# Connector/Wire Recommendation



## adelmo (Jan 2, 2008)

I am preparing to convert a MTH Big Boy to battery operation. Plan is to have a TIU and 24V battery cars. The battery is set up with a Tamiya connector. Should I stick with these or go with the JST (Aristo) style?

The Tamiya has 14 AWG wire compared to the 22 AWG JST type. What wire is also recommended? I expect the BB to be pushing 3.5 amps with smoke and cars. 


Thanks in advance.

Alan


----------



## Totalwrecker (Feb 26, 2009)

Go with the Tamiya, the lower resistence can't hurt. 
As you know with your BB we use more amps than the other R/C folks ('cept maybe watercraft), so we should also increase our wire diameters as well. Weight isn't an issue like it is for the aviators, in fact it helps us! 

I'm no expert, just muddling along with the rest... 
. 
John


----------



## Stan Cedarleaf (Jan 2, 2008)

Alan. 

I use the Tamiya connectors on all my batteries and chargers. They're universally polarity correct and have worked for years. Don't think you can go wrong with them 

Just my 2 cents....


----------



## Michael Glavin (Jan 2, 2009)

I concur with others on the Tamiya connectors, they’ll serve you admirably. That said the 22AWG wire size and the JST connectors will work fine as well too. 

FWIW: Toy R/C stuff, like those available from Radio Shack or Toy-R-Us consumes power rather sheepishly compared to the more serious big-boys R/C Toys. It’s not unusual to see current demands well over 10 amps with performance orientated cars-trucks-boats-aircraft. I have an airplane that pulls over 30 amps in gulps. Big difference is in run times with the power hungry R/C stuff; generally 5-10 minutes run time is realized. I’ve had R/C race cars and boats that dumped high capacity matched packs in under 4 minutes, BUT they were very fast and powerful. 

Michael


----------



## Greg Elmassian (Jan 3, 2008)

The JST connectors are not rated for the same current as the Tamiya, ditto on the recommendations above. 

Remember that while the average current is lower on our trains, the wires are much longer, so wiring and connectors are a factor in the resistance in the circuit. 

Greg


----------



## adelmo (Jan 2, 2008)

I don't remember seeing the Tamiya connector utilized much for connecting the battery car to the Tender. 


The Tamiya is much larger than the JST type.

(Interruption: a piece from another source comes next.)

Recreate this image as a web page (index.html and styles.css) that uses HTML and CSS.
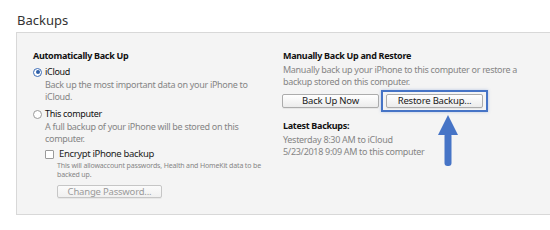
FILE: index.html
```html
<!DOCTYPE html>
<html>
<head>
<meta charset="utf-8">
<link rel="stylesheet" href="styles.css">
</head>
<body>
<div class="page">
  <h1 class="title">Backups</h1>
  <div class="panel">
    <div class="col">
      <div class="heading">Automatically Back Up</div>
      <div class="option"><span class="radio checked"></span><span class="label">iCloud</span></div>
      <p class="desc indent">Back up the most important data on your iPhone to<br>iCloud.</p>
      <div class="option second"><span class="radio"></span><span class="label">This computer</span></div>
      <p class="desc indent">A full backup of your iPhone will be stored on this<br>computer.</p>
      <div class="option check-row"><span class="checkbox"></span><span class="label big">Encrypt iPhone backup</span></div>
      <p class="small">This will allowaccount passwords, Health and HomeKit data to be<br>backed up.</p>
      <button class="btn disabled pw">Change Password...</button>
    </div>
    <div class="col right">
      <div class="heading">Manually Back Up and Restore</div>
      <p class="desc">Manually back up your iPhone to this computer or restore a<br>backup stored on this computer.</p>
      <div class="buttons">
        <button class="btn wide">Back Up Now</button>
        <div class="highlight">
          <button class="btn wide">Restore Backup...</button>
          <svg class="arrow" width="22" height="52" viewBox="0 0 22 52">
            <polygon points="11,0 21,20 1,20" fill="#4674c6"/>
            <rect x="7.5" y="18" width="7" height="33" rx="3" fill="#4674c6"/>
          </svg>
        </div>
      </div>
      <div class="heading latest">Latest Backups:</div>
      <p class="desc">Yesterday 8:30 AM to iCloud<br>5/23/2018 9:09 AM to this computer</p>
    </div>
  </div>
</div>
</body>
</html>
```
FILE: styles.css
```css
html, body {
  margin: 0;
  padding: 0;
  background: #ffffff;
}
.page {
  padding: 10px 14px 0 16px;
  font-family: "Noto Sans", "Open Sans", sans-serif;
  font-size: 9px;
  letter-spacing: -0.3px;
  color: #1a1a1a;
}
.title {
  margin: 0 0 0 1px;
  font-size: 13px;
  font-weight: normal;
  line-height: 20px;
  letter-spacing: 0;
  color: #333;
}
.panel {
  margin-top: 2px;
  width: 518px;
  height: 181px;
  box-sizing: content-box;
  border: 1px solid #d8d8d8;
  background: #f4f4f4;
  display: grid;
  grid-template-columns: 250px 1fr;
  padding: 0 0 0 16px;
}
.col {
  padding-top: 17px;
}
.heading {
  font-weight: bold;
  color: #111;
  line-height: 12px;
}
.option {
  display: flex;
  align-items: center;
  margin-top: 4px;
  line-height: 12px;
  color: #111;
}
.option.second {
  margin-top: 5px;
}
.radio {
  width: 7px;
  height: 7px;
  border: 1px solid #9a9a9a;
  border-radius: 50%;
  background: #fff;
  margin-right: 3px;
  display: flex;
  align-items: center;
  justify-content: center;
  box-sizing: content-box;
}
.radio.checked {
  border-color: #3b6bb5;
}
.radio.checked::after {
  content: "";
  width: 4px;
  height: 4px;
  border-radius: 50%;
  background: #2f5fa8;
}
.desc {
  margin: 1px 0 0 0;
  line-height: 12px;
  color: #858585;
}
.indent {
  margin-left: 12px;
}
.check-row {
  margin-left: 12px;
  margin-top: 3px;
}
.checkbox {
  width: 7px;
  height: 7px;
  border: 1px solid #9a9a9a;
  background: #fff;
  margin-right: 5px;
  border-radius: 1px;
}
.label.big {
  font-size: 9.5px;
  letter-spacing: -0.35px;
  color: #222;
}
.small {
  margin: 1px 0 0 24px;
  font-size: 7px;
  letter-spacing: -0.15px;
  line-height: 9px;
  color: #858585;
}
.btn {
  font-family: inherit;
  font-size: 9.5px;
  letter-spacing: -0.2px;
  color: #1a1a1a;
  background: linear-gradient(#ffffff, #ececec);
  border: 1px solid #acacac;
  border-radius: 2px;
  height: 14px;
  padding: 0;
  line-height: 12px;
  box-shadow: 0 1px 0 rgba(0,0,0,0.05);
}
.btn.disabled {
  color: #9a9a9a;
  border-color: #c6c6c6;
  background: linear-gradient(#fbfbfb, #f0f0f0);
}
.pw {
  display: block;
  margin: 6px 0 0 24px;
  width: 105px;
  height: 13px;
}
.right .desc {
  margin-top: 2px;
}
.buttons {
  display: flex;
  align-items: center;
  margin-top: 1px;
  margin-left: -1px;
  height: 24px;
}
.btn.wide {
  width: 97px;
}
.highlight {
  position: relative;
  margin-left: 2px;
  border: 2px solid #4674c6;
  padding: 2px 3px;
  box-shadow: 0 0 3px rgba(70,116,198,0.35);
  display: flex;
}
.arrow {
  position: absolute;
  left: 54px;
  top: 23px;
}
.latest {
  margin-top: 7px;
}
```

I guess a little black marker will help conceal them.


Thanks again, Alan


----------



## TonyWalsham (Jan 2, 2008)

The JST type connectors AristoCraft uses can handle up to 5 amps. That is about 2 x locos. 
Also, I would recommend cutting off the hooks on the plugs. If anything derails and the loco(s) keep going, the wires will surely be ripped out of the AC JST connector. 
If you want to handle more than 2 x locos then I would certainly recommend the Tamiya type which can handle 20+ amps. however, they are big, ugly and hard to unhook.


----------



## Stan Cedarleaf (Jan 2, 2008)

Posted By TonyWalsham on 01 May 2010 07:10 PM 
Also, I would recommend cutting off the hooks on the plugs. If anything derails and the loco(s) keep going, the wires will surely be ripped out of the AC JST connector. 
Tony, that is an excellent response. I cut all hooks off my connectors. It's a definate safety factor. Thanks for posting it..


----------



## Michael Glavin (Jan 2, 2009)

I'd suggest using the stock Tamiya connector on the battery and pigtail that runs forward to the tender and utilize the JST thereafter.... This makes battery replacement pretty painless, and many chargers are equipped with the Tamiya female plug too. 

Michael


----------



## Torby (Jan 2, 2008)

Hadn't thought of cutting off the hook. Would be much easier to work that way! 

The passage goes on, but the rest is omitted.